Some optional features can be hidden by system libraries (particularly when the main use of the feature is suitable for a separate accelerator). E.g., an instruction that performs a round of AES encryption could be hidden behind an encryption library. However, some uses of an AES instruction involve a very short "message" for which library overhead would be excessive or for which good enough software alternatives would be faster than actual AES.
Indexed memory accesses and conditional select/move, for example, are not really suitable to system libraries (or trapping to software even with a very fast trap handler).
ISA scaling is not necessarily a good design feature. An ISA optimized for the market targeted by ARM M Profile is unlikely to be optimal for future 16-wide decode high performance processors. E.g., if a context only has 16 registers, using 5-bit register specifiers is suboptimal even though it allows software to be "upward compatible" with a 32-register design.
That's not really how it works. There are only a few companies on the planet that are licensed to create their own cores that can run ARM instructions. This is an artificial constraint, though and at present China is (as far as I know) cut off from those licenses. Everyone else that makes ARM chips is taking the core design directly from ARM integrating it with other pieces (called IP) like IO controllers, power management, GPU and accelerators like NPUs to make a system on a chip. But with RISC-V lots of Chinese companies have been making their own core designs, that leads to flexibility with design that is not generally available (and certainly not cost effective) on ARM.

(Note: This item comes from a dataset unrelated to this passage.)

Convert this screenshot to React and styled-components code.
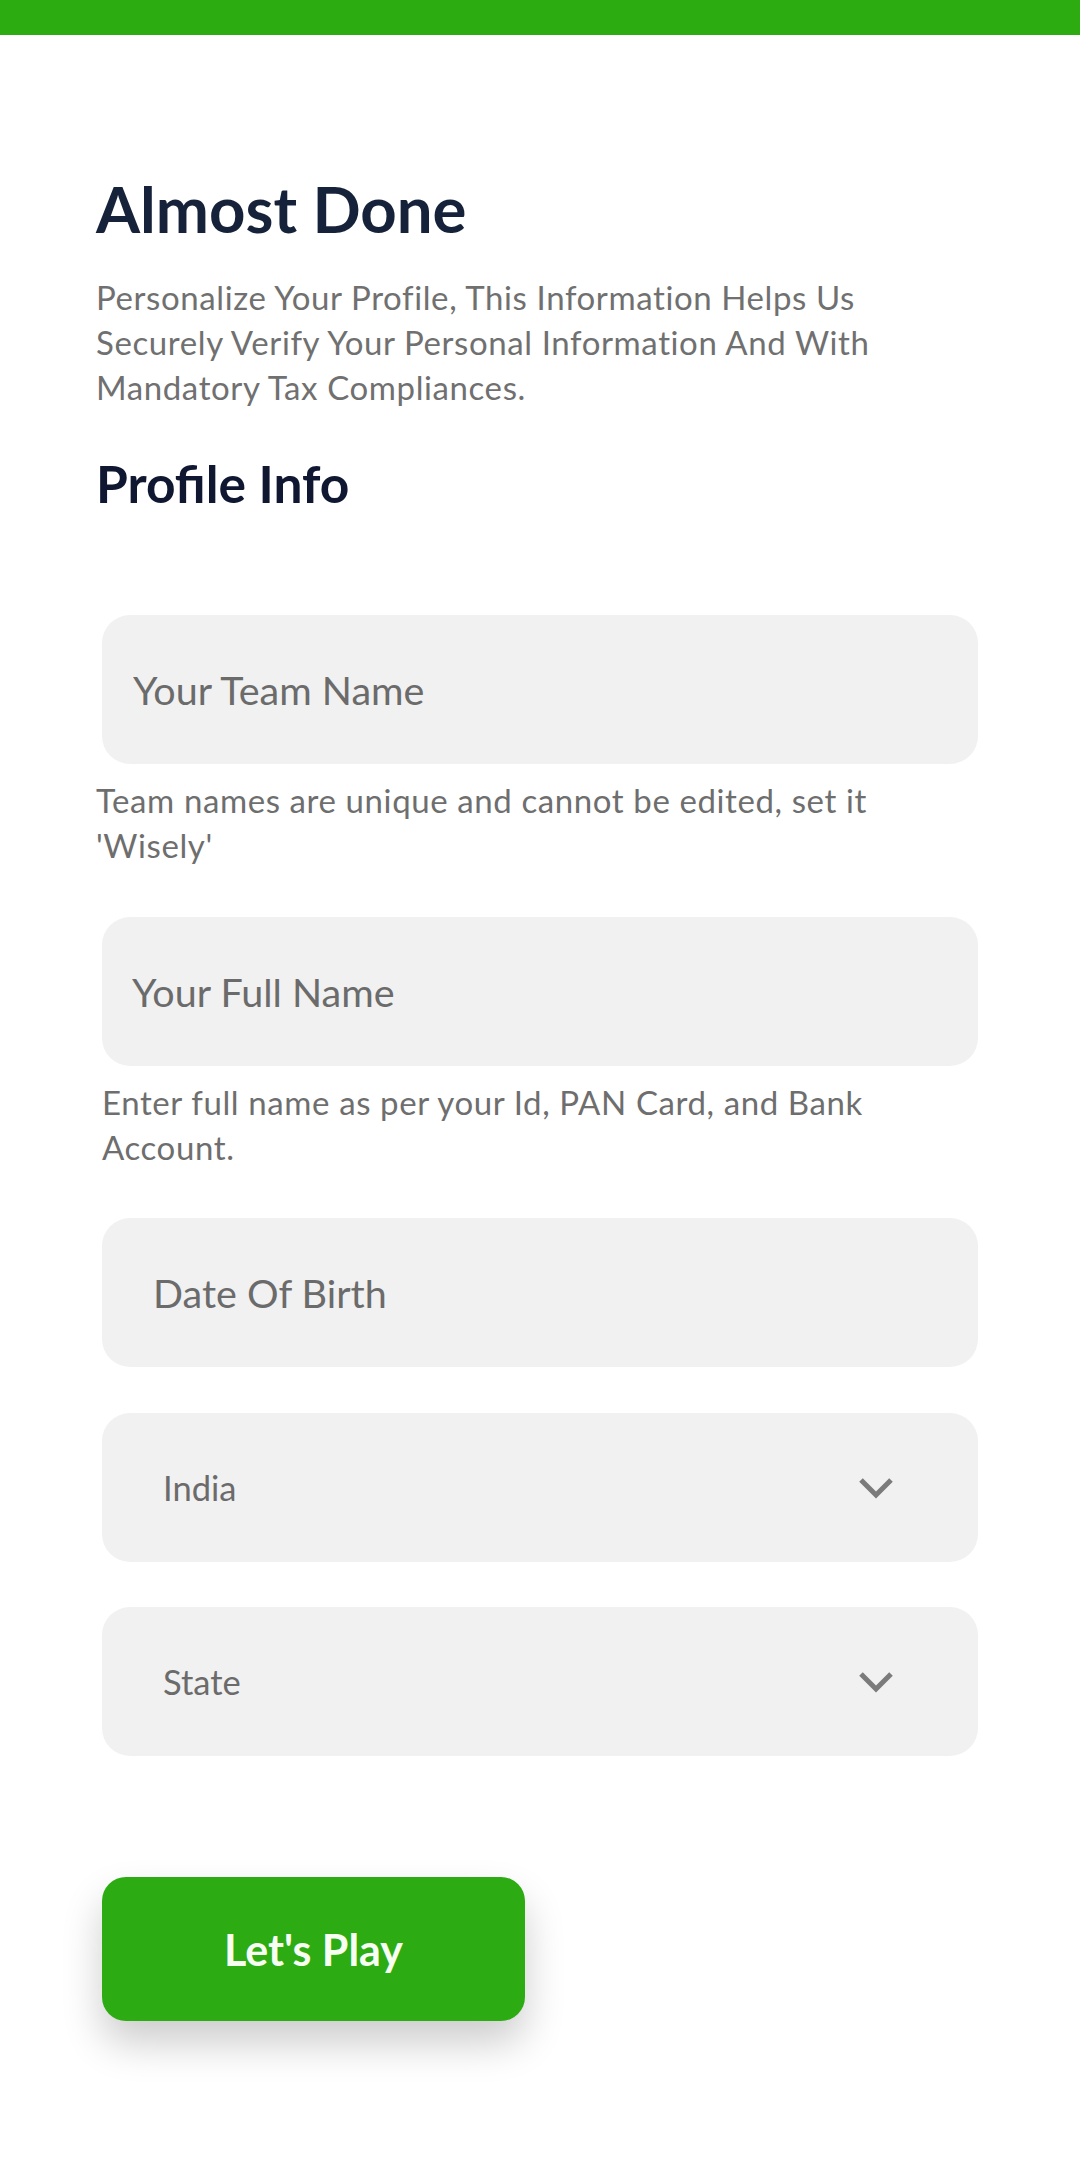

Maybe. People are free to partake in whatever cognitive misadventures they wish. I merely cite the incontrovertible fact that Berkeley RISC predates essentially all of the modern economic history of China, and also the rise of ARM. It came from academe in the US, for better or worse, whether it's crap or the finest ISA ever, and for whatever purpose these US academics had or or have. That is all anyone can truthfully say about its pedigree. The rest is just bullshit from the internet.